Sul campo, fra ottobre e novembre 2017, una missione di esperti e studenti
Conclusa la prima campagna di ricognizione archeologica in Libano settentrionale
Finora totalmente inesplorata, la zona ha rivelato la presenza di un enorme patrimonio dall’epoca preistorica a quella islamica
Finanziata dall’Università di Udine, dal ministero degli Affari esteri e della Cooperazione internazionale, la campagna si è concentrata sulle città di Amioun, probabilmente l’antica Ammia citata dalle fonti di El Amarna, e Bishmizzine, forse la neo assira Bit Gismeia, e sulla ricognizione intensiva dello Wadi Hab, in prossimità della costa di Tripoli.
I dati ottenuti hanno rivelato la presenza di un enorme patrimonio storico-archeologico, con attestazioni che spaziano dal periodo paleolitico/mesolitico alle età del bronzo e del ferro, fino all’epoca tardo antica/bizantina e islamica/medioevale.
«Le attestazioni rinvenute – dice Marco Iamoni - fanno riferimento a insediamenti umani di vario tipo in un ampio arco cronologico e dimostrano la crucialità di questa regione, finora priva di indagini archeologiche di superficie.
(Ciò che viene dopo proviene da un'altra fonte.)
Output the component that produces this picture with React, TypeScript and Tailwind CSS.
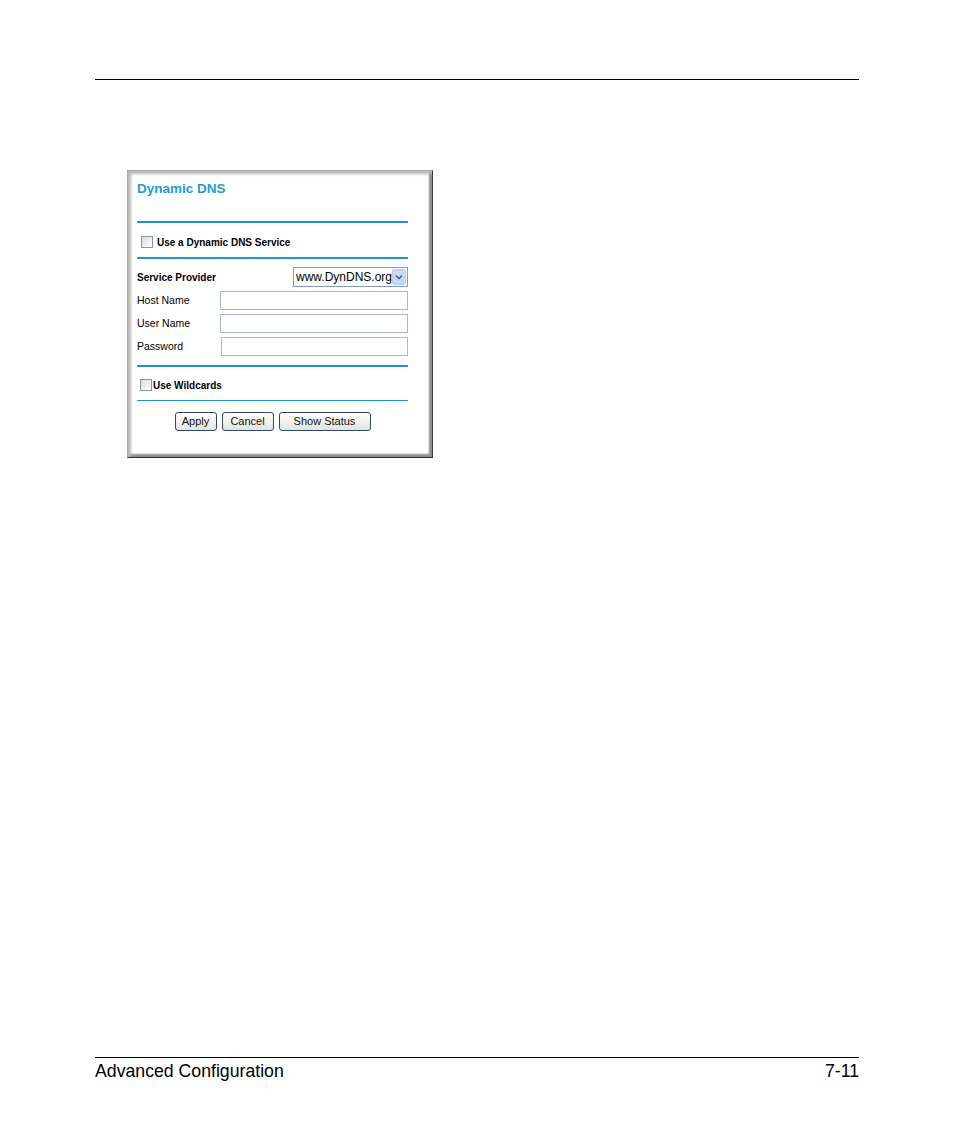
import React from "react";

function Checkbox() {
  return (
    <span className="block w-[12px] h-[12px] border border-[#8596a8] bg-gradient-to-br from-[#dcdcd6] to-[#ffffff]" />
  );
}

function TextBox({ className = "" }: { className?: string }) {
  return <div className={`h-[19px] border border-[#a5b9cf] bg-white ${className}`} />;
}

function Button({ label, width }: { label: string; width: string }) {
  return (
    <div
      className={`${width} h-[19px] flex items-center justify-center rounded-[3px] border border-[#2d4a66] bg-gradient-to-b from-[#ffffff] to-[#e3e3dc] text-[11px] text-[#111] leading-none`}
    >
      {label}
    </div>
  );
}

export default function App() {
  return (
    <div className="w-[954px] h-[1145px] bg-white flex flex-col px-[95px] font-['Liberation_Sans',Arial,sans-serif] text-black">
      <div className="mt-[79px] h-px bg-black" />

      <div className="mt-[90px] ml-[32px] w-[306px] h-[288px] border border-t-[#a8a8a8] border-l-[#a8a8a8] border-r-[#3a3a3a] border-b-[#2a2a2a] shadow-[inset_3px_3px_3px_#b8b8b8,inset_-3px_-3px_2px_#8c8c8c] flex flex-col pl-[9px]">
        <div className="w-[271px] flex flex-col">
          <div className="mt-[10px] h-[16px] leading-[16px] text-[13.5px] font-bold text-[#1f9ccf]">
            Dynamic DNS
          </div>
          <div className="mt-[24px] h-[2px] bg-[#2196c8]" />

          <div className="mt-[11px] h-[16px] flex items-center pl-[4px] gap-[4px]">
            <Checkbox />
            <span className="text-[10px] font-bold">Use a Dynamic DNS Service</span>
          </div>
          <div className="mt-[7px] h-[2px] bg-[#2196c8]" />

          <div className="mt-[8px] h-[20px] flex items-center justify-between">
            <span className="text-[10px] font-bold">Service Provider</span>
            <div className="w-[115px] h-[20px] border border-[#7f9db9] bg-white flex items-center justify-between pl-[2px] pr-[1px]">
              <span className="text-[12px] leading-none">www.DynDNS.org</span>
              <span className="w-[14px] h-[16px] bg-[#c9d8f7] border border-[#b9cbf2] rounded-[2px] flex items-center justify-center">
                <svg width="8" height="6" viewBox="0 0 8 6">
                  <path d="M1 1.5 L4 4.5 L7 1.5" fill="none" stroke="#4d6185" strokeWidth="1.6" />
                </svg>
              </span>
            </div>
          </div>

          <div className="mt-[4px] flex items-center">
            <span className="w-[83px] text-[10.5px]">Host Name</span>
            <TextBox className="w-[188px]" />
          </div>
          <div className="mt-[4px] flex items-center">
            <span className="w-[83px] text-[10.5px]">User Name</span>
            <TextBox className="w-[188px]" />
          </div>
          <div className="mt-[4px] flex items-center">
            <span className="w-[84px] text-[10.5px]">Password</span>
            <TextBox className="w-[187px]" />
          </div>

          <div className="mt-[9px] h-[2px] bg-[#2196c8]" />

          <div className="mt-[11px] h-[14px] flex items-center pl-[3px] gap-[1px]">
            <Checkbox />
            <span className="text-[10px] font-bold">Use Wildcards</span>
          </div>
          <div className="mt-[8px] h-px bg-[#2196c8]" />

          <div className="mt-[11px] flex justify-center gap-[5px]">
            <Button label="Apply" width="w-[42px]" />
            <Button label="Cancel" width="w-[52px]" />
            <Button label="Show Status" width="w-[92px]" />
          </div>
        </div>
      </div>

      <div className="mt-[599px] h-px bg-black" />
      <div className="mt-[3px] flex justify-between text-[17.7px] leading-[20px]">
        <span>Advanced Configuration</span>
        <span>7-11</span>
      </div>
    </div>
  );
}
Il progetto potrà quindi affrontare in futuro molteplici tematiche inerenti l’archeologia del Levante: le relazioni costa-entroterra e la comprensione delle dinamiche di occupazione del territorio, che hanno visto nascere le società urbane cananee nel secondo millennio a.C. e la loro successiva fioritura con gli insediamenti fenici nel primo millennio a.C., l’interazione occidente-oriente in epoca ellenistica e di espansione romana, fino alla trasformazione del Levante durante l’epoca islamica».
Il Progetto archeologico Libano settentrionale è pluriennale e prevede almeno altre due campagne di ricognizione, la prima nel corso del 2018, e una campagna di studio dei materiali. La missione 2017 è stata condotta da Marco Iamoni, May Haider, Luigi Turri, esperto di geografia storica dell’Università di Verona, con tre studenti, uno dell’Università di Udine e due dell’Università di Tripoli.